Wednesday, July 21, 2004

They Probably Aren't Very Good Shoes

Moveon.org and Common Cause recently wrote a letter petitioning the FTC to investigate Fox News's use of the term "Fair and Balanced" to refer to itself. Their original letter is here and provides a pretty intense legal analysis of the situation.  Yesterday, the FTC released the following brief statement from the Chairman, responding to the request:
I am not aware of any instance in which the Federal Trade Commission has investigated the slogan of a news organization. There is no way to evaluate this petition without evaluating the content of the news at issue. That is a task the First Amendment leaves to the American people, not a government agency.

Of course, this is a pretty specious argument. It may be that the FTC has not investigated a news slogan, but perhaps no news outlet has so blatantly advertised that it is something when it is so clearly not that something.

The statement further suggests that it would be unable to address the slogan without analyzing the content (no question there), but that the First Amendment will not allow them to (not so clear cut).  I mean, that doesn't really make any sense, does it? Any false advertising claim requires an analysis of what the product offered actually is, unless it's some kind of blatant a priori assertion: "The consumption of Kibblings makes four and four equal nine!" The First Amendment bars the elimination of free speech (generally, although not false commercial speech); it doesn't bar the analysis of free speech.

I can understand an argument that would say that "fair and balanced" is an iffy standard, and can't really be determined to be false in the objective way that "Shoes - $12.95" can be.  But this isn't the analysis presented. Chairman Timothy Muris says that the FTC can't analyze the content of the speech. Ludicrous.

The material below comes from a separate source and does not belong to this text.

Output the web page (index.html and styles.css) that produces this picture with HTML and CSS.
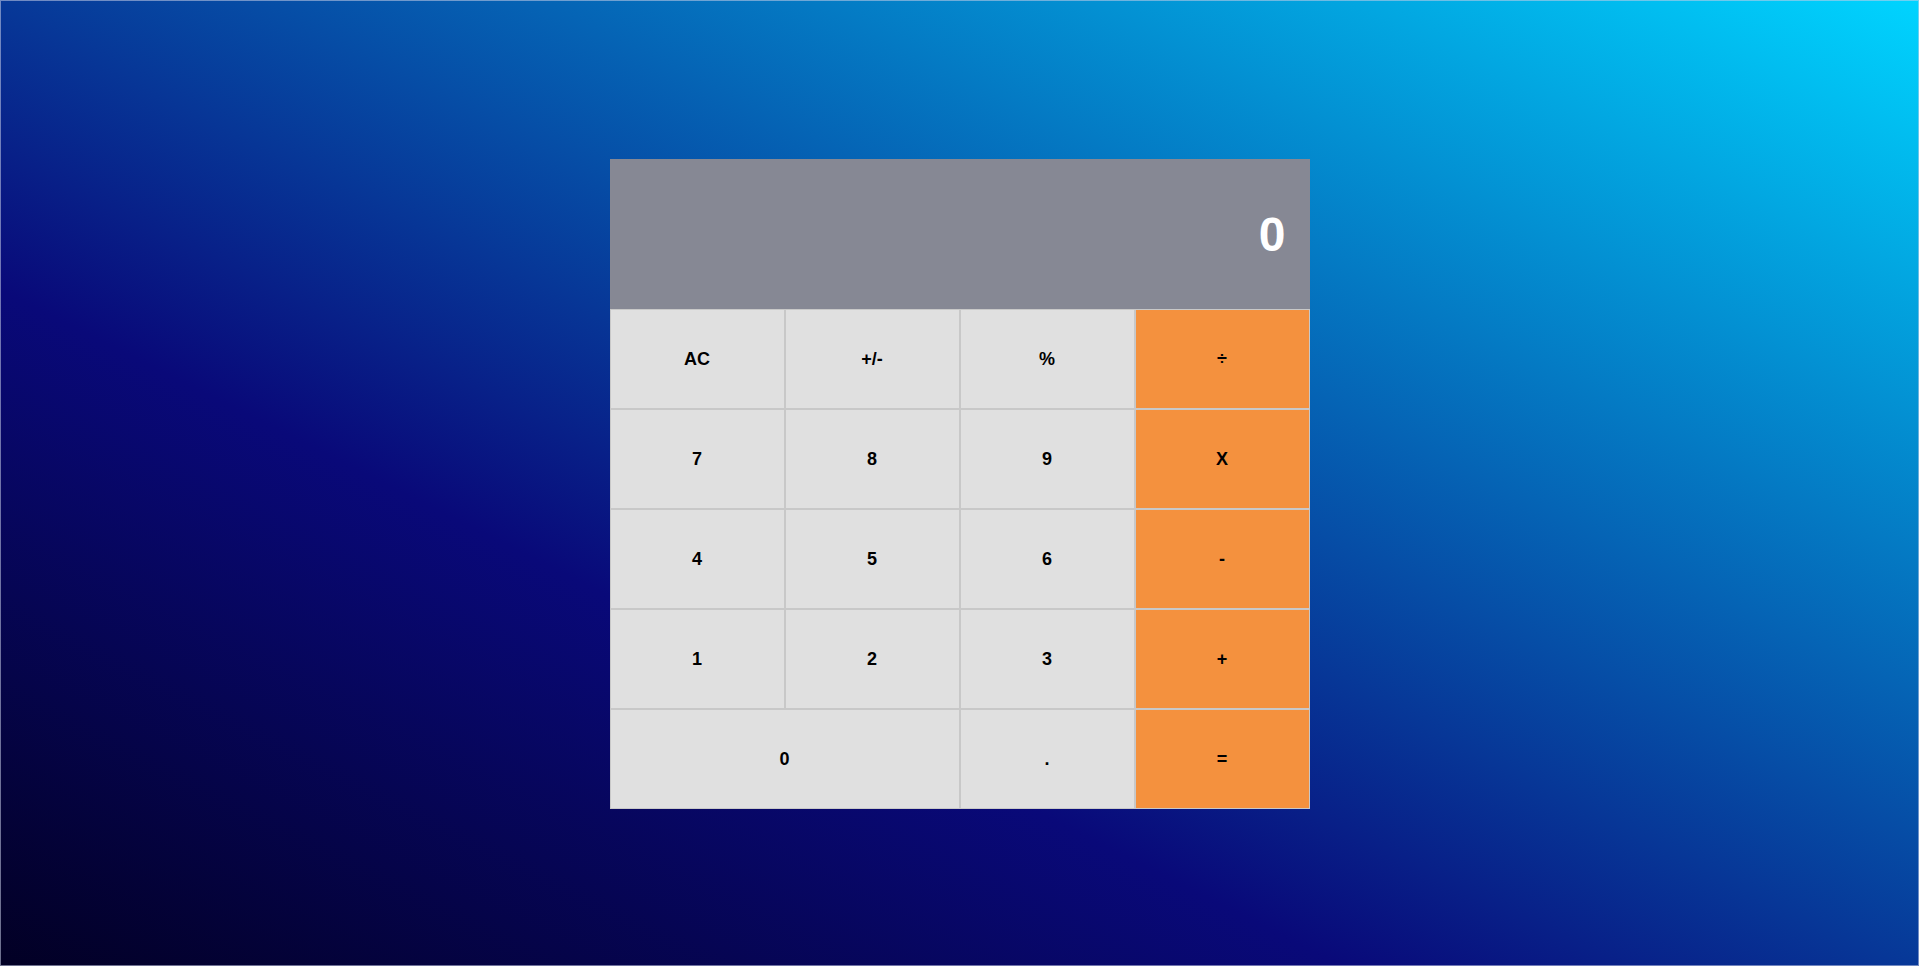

I don't suppose this should be surprising. Clearly, the initial petition was a political act, and so, it seems, is the response (from a Bush appointee, 140-ish days from an election). But the two acts don't balance out. Moveon.org's petition was grounded in fact and law. Even if the timing is political, the accusations are accurate and at least deserve a review. Muris's response is facially inaccurate and is a black mark on the face of a government agency that should be acting to earn respect.